Собственные записки, 1811–1816 (Муравьев-Карсский) - страница 270

Вечер того же дня я провел еще в Версале и от нечего делать пошел по улицам шататься. Я встретил квартирьерного офицера Баденской гвардейской конной артиллерии, с которым один раз только прежде сего где-то виделся. Мы вошли в хорошо освещенный кофейный дом, где я нашел несколько знакомых офицеров кирасирских, которые приехали с квартирьерами. Я потребовал для каждого из них по стакану пунша; за первым стаканом последовал другой, и я несколько повеселел, баденец же совсем взбесился. Когда дело дошло до платежа, то я достал свой тощий кошелек, в котором едва было нужное для расчета количество денег, но баденец не дал мне расплатиться.

– Nein, Camrad, – сказал он, – du bezahlst nicht.

– Wie das?

– Ich bezahle’s: gestern bekamm ich noch 700 Dukaten aus dem Hause.[206]

Я думаю, что он врал, но мне не шло допускать, чтобы он за меня заплатил; а как он от меня не отвязывался, то я ему предложил, чтобы первая кровь заплатила. Мы обнажили оружие. У меня была шпага, у него сабля; я был подгулявши, он же пьян; мы разгорячились и порядком старались задеть друг друга. Я нанес ему удар вдоль по всей правой руке, но плашмя, крови не было; однако удар был так силен, что он от боли опустил руку. Потом он поднял ее и в сердцах размахнулся, чтобы меня ударить саблей, но задел саблей за люстру, которая кусками на нас посыпалась; меня же ударил по пальцу: кровь показалась. Мы положили оружие, мне перевязали руку, он заплатил за люстру, а я за угощение. После того мы опять пошли по улицам Версаля. Баденец пристал к одному дому, утверждая, что в нем живет какая-то знакомая ему женщина, и стал стучаться в окно; народ выбежал, он всех разогнал и хотел уже вломиться в дом, когда пришел обход национальной гвардии с офицером. Баденец разбранил офицера и бросился было на людей, но я его удержал и, кое-как успокоив его, остановил начинавшуюся ссору. Баденец непременно хотел проводить меня домой; я его сперва привел к его квартире, но он не хотел войти в нее, не проводив меня; проводы же были такого рода, что мне доводилось его вести. Наконец мы пришли к воротам моей квартиры, где он на улице упал; мы с ним расстались, и я его после сего больше не видал. Не знаю и имени его.

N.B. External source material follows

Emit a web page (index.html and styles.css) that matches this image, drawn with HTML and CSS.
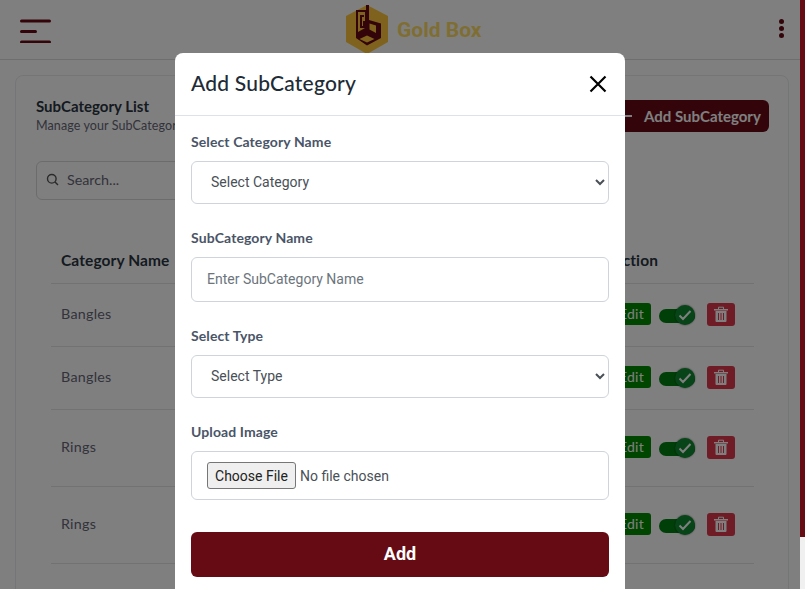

На другой день я возвратился в Париж, где, однако же, не воспользовался удовольствиями, которыми наслаждались мои товарищи. Я только один раз был в театре и один раз обедал у Вери,[207] чтобы иметь понятие о сих местах; впрочем, я себе во всем отказывал, потому что у меня денег не было. Получив жалованье, я отдал часть оного Куруте, которому я был должен, а на остальные деньги сшил себе несколько платья и пару сапог; но зато я не сделал ни копейки долгу, что было бы предосудительно, потому что отец мой ничего не имел и я бы не был в состоянии заплатить своего долга.